Well originally Kevin it was to run for a period of six months but in the end it actually ran for twelve. We are not running it right now because Signature Breweries have recently been expanding but the hope is that it will run again once everything has settled.
So just how much input did you have regarding the taste and presentation of the beer?
Well Kevin I have to be honest and say that being asked to design a beer was totally new to me. I don’t know masses about brewing beer, other than the fact that I like drinking it a whole lot. We had a day where I went and sat down with a Master Brewer who presented me with a number of beers in pairs. I would have to tell him which beer I liked out of the two and then he would tell me about the beer which I had chosen. I was honestly paying attention for about the first five pairs and then I was pissed (laughter). But I had a good time and by the end I had learned quite a lot. I had a fantastic evening getting very pissed, and surprisingly ended up with a beer with my name on the label, which is pretty amazing wouldn’t you say (laughter).
In 2010 you contributed to Centrepoint’s charity covers album, 1969 Key To Change, with your version of The Foundations Build Me Up Buttercup. Why that particular song?
Well that was partly down to the fact that the deal with Centrepoint was that it had to be a song that was released in 1969. This is one of the most beautiful songs that I know so I thought that I would give it a stab. It is a masterpiece of a pop song Kevin.

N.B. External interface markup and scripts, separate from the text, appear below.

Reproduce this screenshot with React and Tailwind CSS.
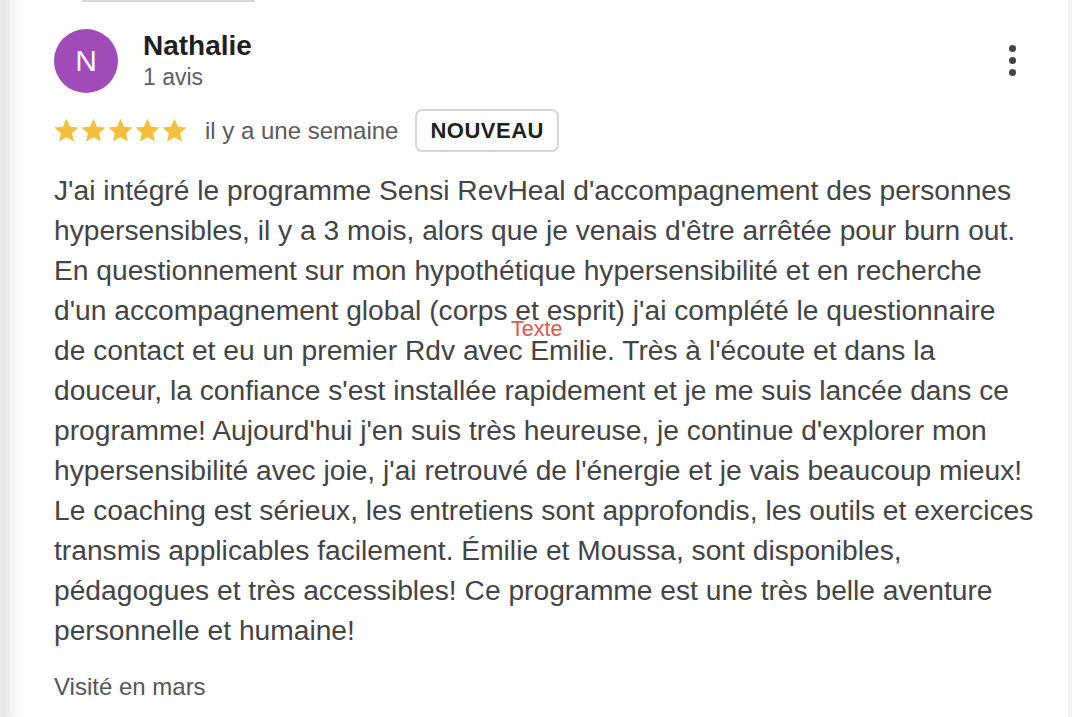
const lines = [
  "J'ai intégré le programme Sensi RevHeal d'accompagnement des personnes",
  "hypersensibles, il y a 3 mois, alors que je venais d'être arrêtée pour burn out.",
  "En questionnement sur mon hypothétique hypersensibilité et en recherche",
  "d'un accompagnement global (corps et esprit) j'ai complété le questionnaire",
  "de contact et eu un premier Rdv avec Emilie. Très à l'écoute et dans la",
  "douceur, la confiance s'est installée rapidement et je me suis lancée dans ce",
  "programme! Aujourd'hui j'en suis très heureuse, je continue d'explorer mon",
  "hypersensibilité avec joie, j'ai retrouvé de l'énergie et je vais beaucoup mieux!",
  "Le coaching est sérieux, les entretiens sont approfondis, les outils et exercices",
  "transmis applicables facilement. Émilie et Moussa, sont disponibles,",
  "pédagogues et très accessibles! Ce programme est une très belle aventure",
  "personnelle et humaine!",
];

const Star = () => (
  <svg viewBox="0 0 24 24" className="w-[27px] h-[27px]">
    <path
      d="M12 1.6l3.1 7 7.6.7-5.75 5.05 1.7 7.45L12 17.9l-6.65 3.9 1.7-7.45L1.3 9.3l7.6-.7z"
      fill="#f4bf3a"
    />
  </svg>
);

export default function App() {
  return (
    <div
      className="w-[1072px] h-[717px] flex bg-white overflow-hidden"
      style={{ fontFamily: '"Liberation Sans", Arial, sans-serif' }}
    >
      {/* left edge of the panel behind */}
      <div className="w-[21px] h-full bg-gradient-to-r from-[#e4e4e4] via-[#f3f3f3] to-[#fdfdfd] border-l-[2px] border-[#ececec]" />

      <div className="flex-1 relative">
        <div className="ml-[61px] w-[173px] h-[2px] bg-[#d6d6d6]" />

        <div className="pl-[33px]">
          {/* header */}
          <div className="flex justify-between pr-[52px] mt-[27px]">
            <div className="flex">
              <div className="w-[64px] h-[64px] rounded-full bg-[#a04bb7] flex items-center justify-center text-white text-[30px] leading-none">
                N
              </div>
              <div className="ml-[25px] pt-[1px]">
                <div className="text-[28px] leading-[32px] font-bold text-[#1f1f1f]">Nathalie</div>
                <div className="mt-[1px] text-[23px] leading-[28px] text-[#5f5f5f]">1 avis</div>
              </div>
            </div>
            <div className="mt-[16px] flex flex-col gap-[5px]">
              <div className="w-[7px] h-[7px] rounded-full bg-[#444]" />
              <div className="w-[7px] h-[7px] rounded-full bg-[#444]" />
              <div className="w-[7px] h-[7px] rounded-full bg-[#444]" />
            </div>
          </div>

          {/* rating row */}
          <div className="flex items-center mt-[16px] h-[43px]">
            <div className="flex -ml-[1px]">
              <Star />
              <Star />
              <Star />
              <Star />
              <Star />
            </div>
            <span className="ml-[17px] text-[24px] text-[#5a5a5a]">il y a une semaine</span>
            <span className="ml-[17px] h-[43px] px-[13px] flex items-center border-2 border-[#d6d6d6] rounded-[7px] text-[22px] font-bold tracking-[0.5px] text-[#1f1f1f]">
              NOUVEAU
            </span>
          </div>

          {/* body */}
          <div className="relative mt-[18px] text-[28.2px] leading-[40px] text-[#444]">
            {lines.map((l) => (
              <div key={l} className="whitespace-nowrap">
                {l}
              </div>
            ))}
            <span className="absolute left-[457px] top-[147px] text-[21.5px] leading-[24px] text-[#e0574a]">
              Texte
            </span>
          </div>

          <div className="mt-[21px] text-[24px] leading-[32px] text-[#555]">Visité en mars</div>
        </div>
      </div>

      <div className="w-[4px] h-full bg-[#f2f2f2]" />
    </div>
  );
}
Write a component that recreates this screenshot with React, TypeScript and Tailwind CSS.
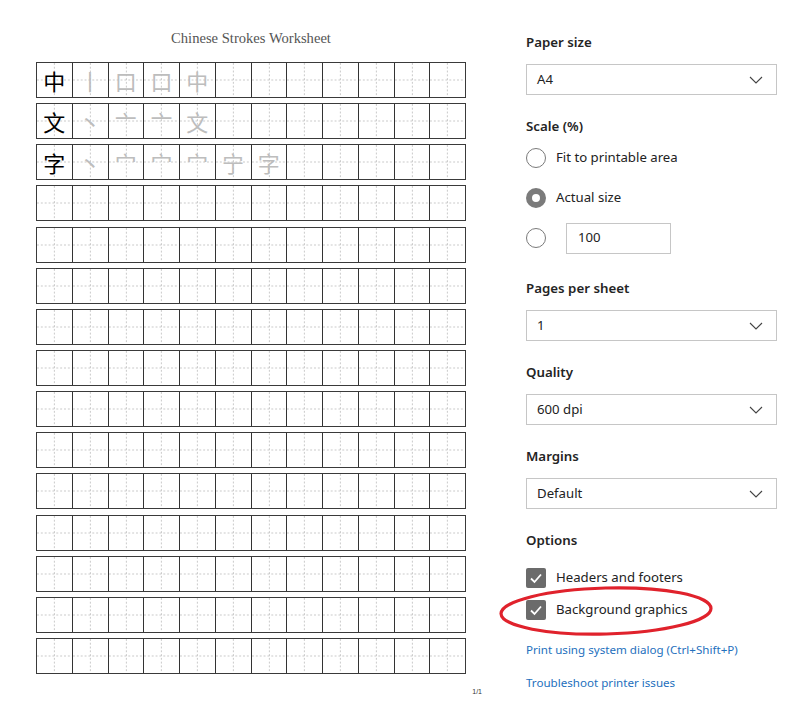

What next for Frank Turner?
Well Kevin there will be lots of touring with the new record which is the main thing now as I am looking down the barrel (laughter) but we will see. I am hoping to do some more stuff with Möngöl Hörde as I have got some ideas regarding that. I may write another book, I don’t know. I have got the time to think about it which is a nice luxury to have for once in my life.
On that note may I say thank you for taking the time to speak to me.
Thanks Kevin, it’s been great talking to you and I hope to see you sometime in Nottingham. You take care Kevin. Bye for now.